Carroll told The Post that his bill is still being fine-tuned but will go further than the Board of Education’s plans, which would allow seclusion with an adult in the room. He thinks action is coming far too late from the board, which did not respond to questions Wednesday.

“Why the heck was this going on on your watch?” Carroll asked of the board.

Before Wednesday’s promise of immediate action, the Board of Education told ProPublica and the Tribune that it would clarify that seclusion is an emergency measure but would need legislation to start monitoring the punishment’s use.

But after publication, and a flood of criticism, the board announced its emergency action. It also pledged to collect data on every use of timeouts and physical restraints in schools and said it would investigate all known cases of the seclusions.

Naiditch, from Equip for Equality, is pleased to see action on an issue that she says her group has raised alarms about for years. But she wants officials to forbid schools from subjecting students to any kind of restraint or seclusion, adult in the room or not.
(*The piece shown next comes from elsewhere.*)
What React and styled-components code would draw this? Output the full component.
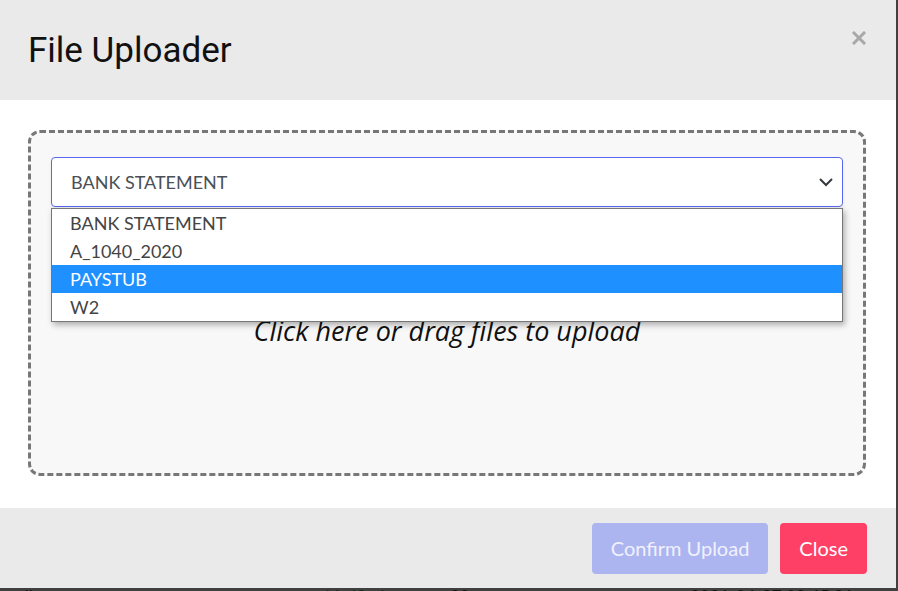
import React from 'react';
import styled, { createGlobalStyle } from 'styled-components';

const GlobalStyle = createGlobalStyle`
  html, body {
    margin: 0;
    padding: 0;
    background: #404040;
    font-family: Lato, "Liberation Sans", sans-serif;
  }
`

let Page = styled.div`
  position: relative;
  width: 898px;
  height: 591px;
  overflow: hidden;
  background: #404040;
`
let BehindRow = styled.div`
  display: flex;
  align-items: center;
  padding-top: 586px;
  font-size: 17px;
  color: #101010;
`
let BehindCell = styled.span`
  width: ${props => props.w}px;
  color: ${props => props.color || '#101010'};
`
let Modal = styled.div`
  position: absolute;
  top: 0;
  left: 0;
  width: 896px;
  height: 588px;
  display: flex;
  flex-direction: column;
  background: #fff;
`
let Header = styled.div`
  height: 100px;
  flex-shrink: 0;
  display: flex;
  align-items: center;
  justify-content: space-between;
  padding: 0 30px 0 28px;
  box-sizing: border-box;
  background: #eaeaea;
`
let Title = styled.h1`
  margin: 0;
  font-family: Roboto, "Liberation Sans", sans-serif;
  font-weight: 400;
  font-size: 35px;
  color: #111;
`
let CloseX = styled.button`
  border: none;
  background: none;
  padding: 0;
  margin-top: -24px;
  cursor: pointer;
  display: flex;
`
let Body = styled.div`
  flex: 1;
  padding: 30px 30px 32px 28px;
  box-sizing: border-box;
  display: flex;
`
let DropZone = styled.div`
  flex: 1;
  position: relative;
  border: 3px dashed #777;
  border-radius: 12px;
  background: #f8f8f8;
  padding: 24px 20px;
  display: flex;
  flex-direction: column;
`
let SelectBox = styled.div`
  height: 50px;
  box-sizing: border-box;
  border: 1px solid #5866f0;
  border-radius: 4px;
  background: #fff;
  display: flex;
  align-items: center;
  justify-content: space-between;
  padding: 0 8px 0 19px;
  font-size: 18px;
  color: #495057;
  box-shadow: 0 2px 4px rgba(0,0,0,0.06);
`
let OptionList = styled.ul`
  position: absolute;
  top: 75px;
  left: 20px;
  right: 20px;
  margin: 0;
  padding: 0;
  list-style: none;
  background: #fff;
  border: 1px solid #777;
  box-shadow: 2px 3px 6px rgba(0,0,0,0.3);
  z-index: 2;
`
let Option = styled.li`
  height: 28px;
  line-height: 28px;
  padding-left: 18px;
  font-size: 18px;
  color: ${props => props.active ? '#fff' : '#444'};
  background: ${props => props.active ? '#1e90ff' : '#fff'};
`
let DropText = styled.div`
  margin-top: 109px;
  text-align: center;
  font-family: "Open Sans", Lato, sans-serif;
  font-size: 27px;
  font-style: italic;
  color: #111;
  line-height: 30px;
`
let Footer = styled.div`
  height: 80px;
  flex-shrink: 0;
  display: flex;
  align-items: center;
  justify-content: flex-end;
  gap: 12px;
  padding: 0 29px;
  background: #eaeaea;
`
let Button = styled.button`
  height: 51px;
  padding: 0 ${props => props.px}px;
  border: none;
  border-radius: 4px;
  font-family: Lato, "Liberation Sans", sans-serif;
  font-size: 20px;
  color: ${props => props.disabled ? '#f0f1fd' : '#fff'};
  background: ${props => props.bg};
  cursor: pointer;
`

const options = ['BANK STATEMENT', 'A_1040_2020', 'PAYSTUB', 'W2'];

export default function App() {
  return (
    <Page>
      <GlobalStyle />
      <BehindRow>
        <BehindCell w={300}>entibar</BehindCell>
        <BehindCell w={150} color="#0c2a10">✓ · Verified</BehindCell>
        <BehindCell w={240}>20</BehindCell>
        <BehindCell w={200}>2021-04-27 02:45:21</BehindCell>
      </BehindRow>
      <Modal>
        <Header>
          <Title>File Uploader</Title>
          <CloseX aria-label="close">
            <svg width="14" height="14" viewBox="0 0 14 14">
              <path d="M2 2 L12 12 M12 2 L2 12" stroke="#a8a8a8" strokeWidth="3" strokeLinecap="square" />
            </svg>
          </CloseX>
        </Header>
        <Body>
          <DropZone>
            <SelectBox>
              <span>BANK STATEMENT</span>
              <svg width="16" height="16" viewBox="0 0 16 16">
                <path d="M2 5 L8 11 L14 5" fill="none" stroke="#343a40" strokeWidth="2" />
              </svg>
            </SelectBox>
            <OptionList>
              {options.map((o, i) =>
                <Option key={i} active={o === 'PAYSTUB'}>{o}</Option>
              )}
            </OptionList>
            <DropText>Click here or drag files to upload</DropText>
          </DropZone>
        </Body>
        <Footer>
          <Button disabled bg="#adb5f0" px={19}>Confirm Upload</Button>
          <Button bg="#ff4066" px={19}>Close</Button>
        </Footer>
      </Modal>
    </Page>
  );
}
Otherwise, she worries that some schools will continue to break the rules.

“What we’ve seen in the mental health system is, whatever the legal requirements are, the practices end up being much more lax,” she said.

She worries that, crafted the wrong way, bills on isolated timeouts in schools could just help legitimize the practice. Years ago, she opposed one federal measure that would have curbed seclusion and restraint but allowed the tactics if they were approved in a student’s individual education plan.

“That would do absolutely nothing to prevent these kinds of abuses,” she said.